Second Normal Form:-

To be in second normal form, a relation must be in first normal form and relation must not contain any partial dependency. A relation is in 2NF if it has No Partial Dependency.

Partial Dependency — If the proper subset of candidate key determines non-prime attribute, it is called partial dependency.

+---------+-----------+------------+
| STUD_NO | COURSE_NO | COURSE_FEE |
+---------+-----------+------------+
| 1 | C1 | 1000 |
| 2 | C2 | 1500 |
| 1 | C4 | 2000 |
| 4 | C3 | 1000 |
| 4 | C1 | 1000 |
| 2 | C5 | 2000 |
+---------+-----------+------------+

Here STUD_NO, COURSE_NO are part of candidate key which means they can determine COURSE_FEE independently, which exhibits Partial Dependency.

after 2NF:-

Table 1, where STUD_NO --> COURSE_NO
+---------+-----------+
| STUD_NO | COURSE_NO |
+---------+-----------+
| 1 | C1 |
| 2 | C2 |
| 1 | C4 |
| 4 | C3 |
| 4 | C1 |
| 2 | C5 |
+---------+-----------+

Table 2, Where STUD_NO --> COURSE_FEE
+---------+------------+
| STUD_NO | COURSE_FEE |
+---------+------------+
| 1 | 1000 |
| 2 | 1500 |
| 1 | 2000 |
| 4 | 1000 |
| 4 | 1000 |
| 2 | 2000 |
+---------+------------+

Third Normal Form:-

A relation is in third normal form, if there is no transitive dependency for non-prime attributes as well as it is in second normal form.

Transitive dependency :- if A → B, B →C then A →C. here A is candidate key. this indirect dependence of non prime attribute to the candidate key is called transitive dependency.

+---------+-----------+------------+--------------+
| STUD_NO | STUD_NAME | STUD_STATE | STUD_COUNTRY |
+---------+-----------+------------+--------------+
| 1 | A | HARYANA | INDIA |
| 2 | A | PUNJAB | INDIA |
| 3 | B | PUNJAB | INDIA |
+---------+-----------+------------+--------------+
here STUD_NO --> STUD_NAME, STUD_NO --> STUD_STATE
, STUD_STATE --> STUD_COUNTRY
here transitively STUD_NO --> STUD_COUNTRY

after third normal form:-

Table 1, where STUD_NO --> STUD_NAME, STUD_NO --> STUD_STATE
+---------+-----------+------------+
| STUD_NO | STUD_NAME | STUD_STATE |
+---------+-----------+------------+
| 1 | A | HARYANA |
| 2 | A | PUNJAB |
| 3 | B | PUNJAB |
+---------+-----------+------------+
table 2, where STUD_STATE --> STUD_COUNTRY
+------------+--------------+
| STUD_STATE | STUD_COUNTRY |
+------------+--------------+
| HARYANA | INDIA |
| PUNJAB | INDIA |
| PUNJAB | INDIA |
+------------+--------------+

Boyce-Codd Normal Form (BCNF):-

A relation R is in BCNF if R is in Third Normal Form and for every functional dependency, left hand side attribute is super key.

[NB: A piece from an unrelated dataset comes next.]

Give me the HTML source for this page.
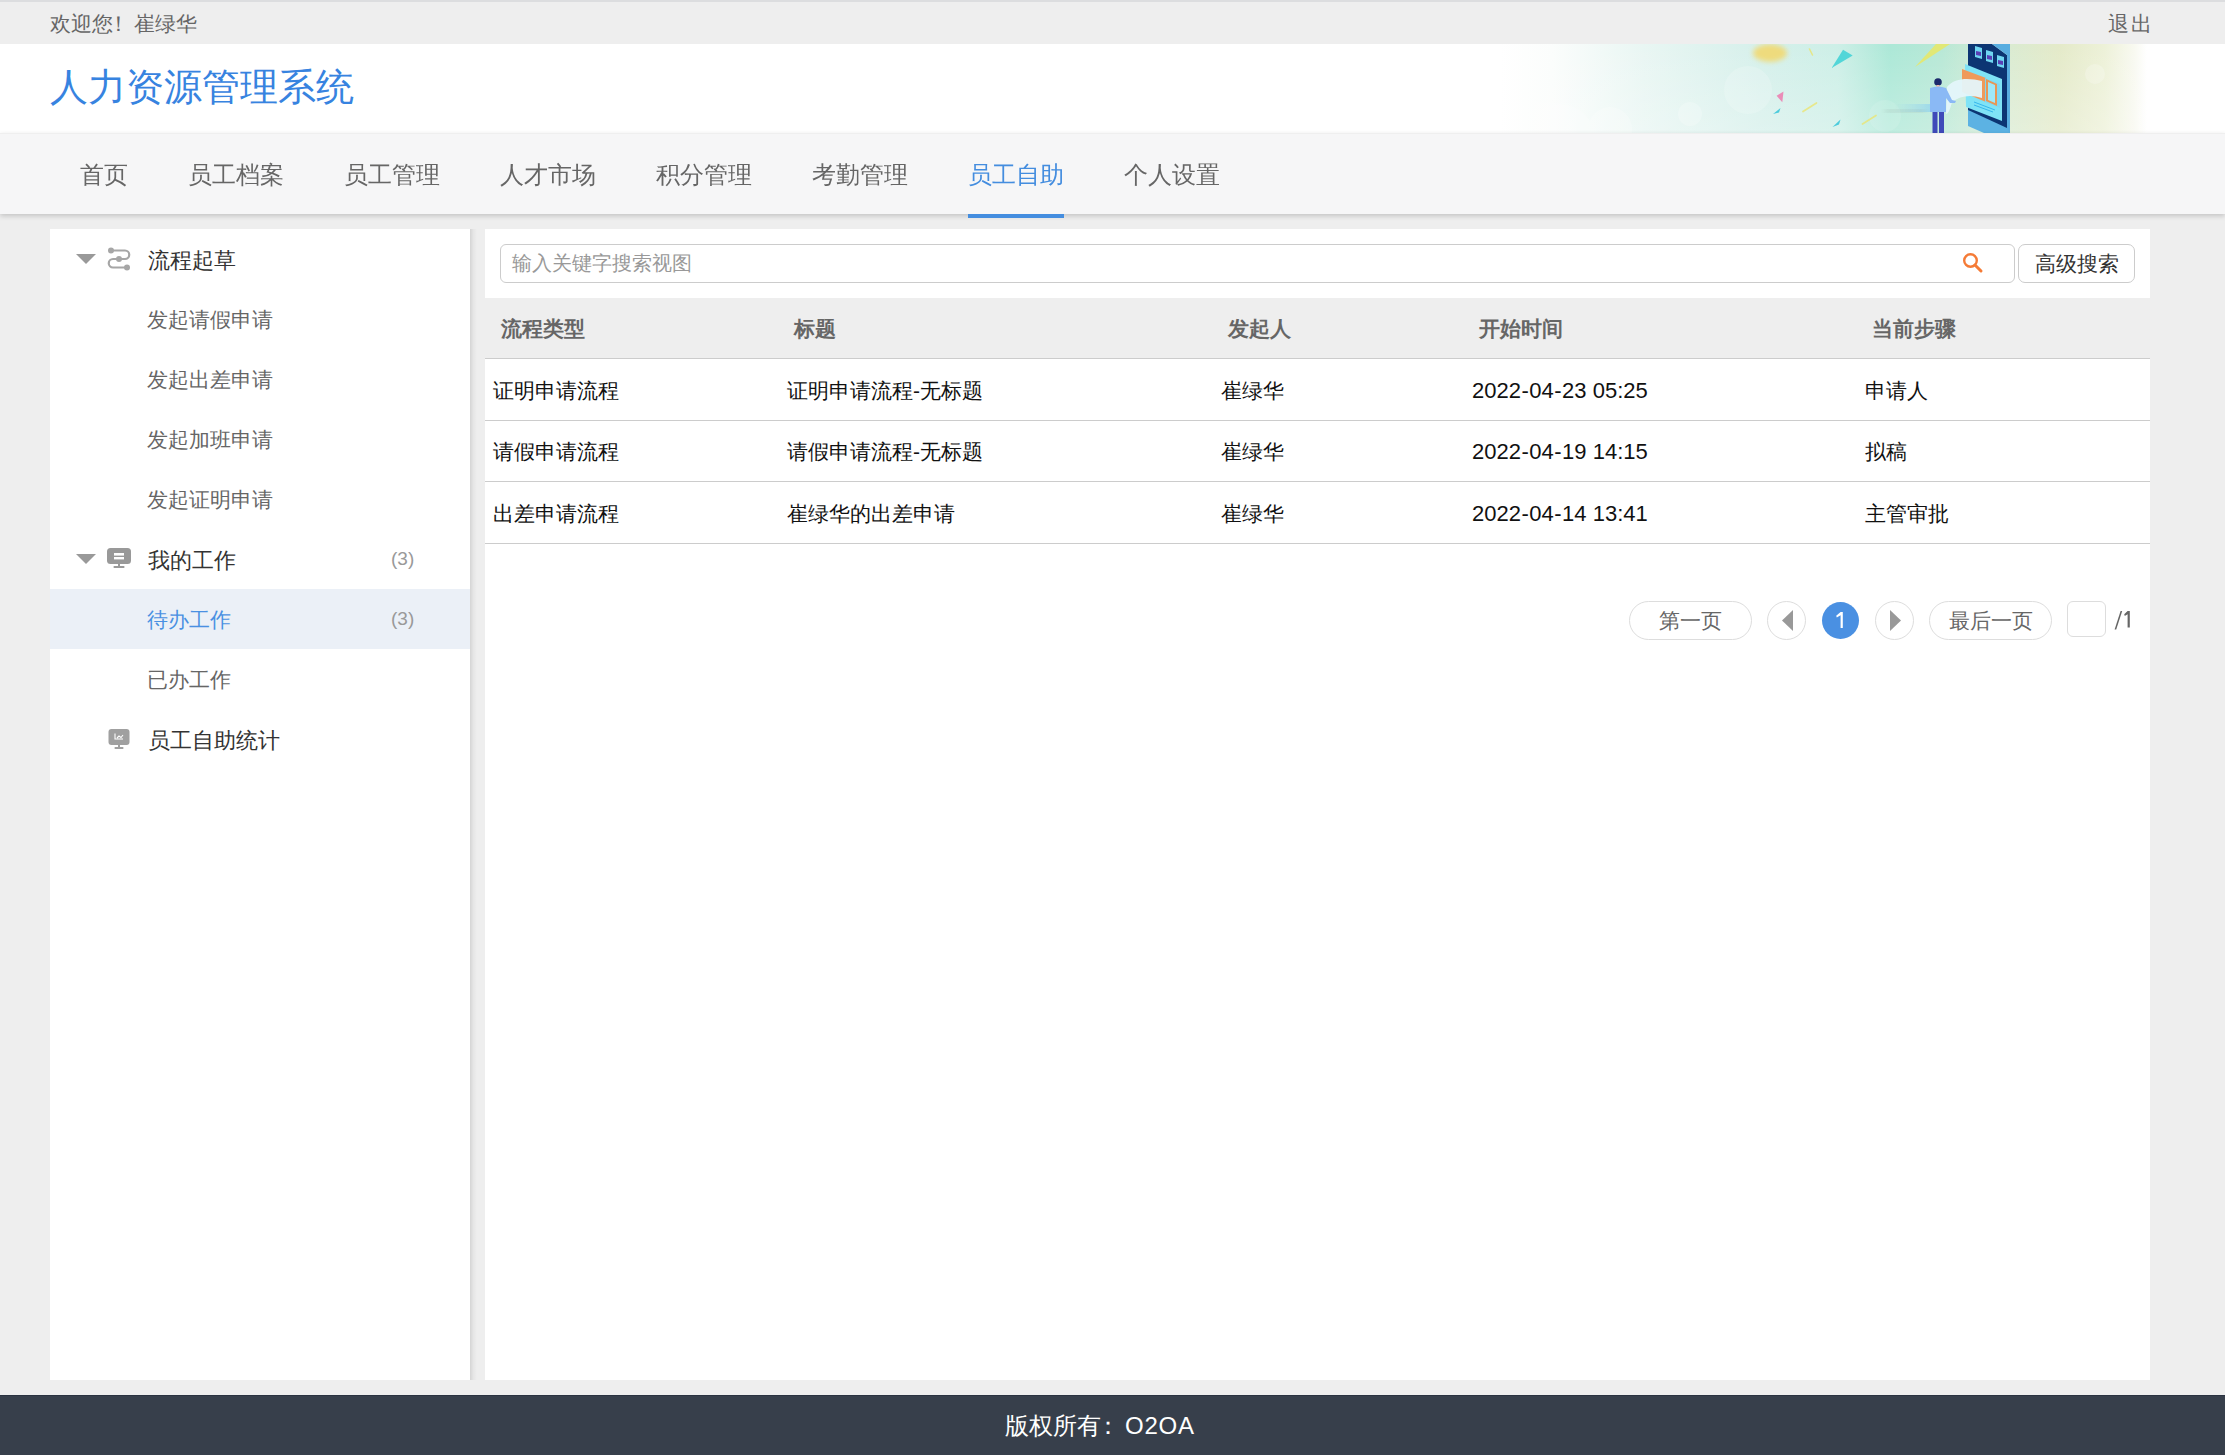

A relation is in BCNF iff in every functional dependency X –> Y, X is a super key.

in previous example, if we look closely after achieving 3NF we have gotten two tables where each table has one single attribute which is determining all the other attributes. Functional dependency of those tables are {STUD_NO →STUD_NAME, STUD_STATE} and {STUD_STATE → STUD_COUNTRY}. Here STUD_NO and STUD_STATE are super key in their respective tables which means these two tables are in BCNF.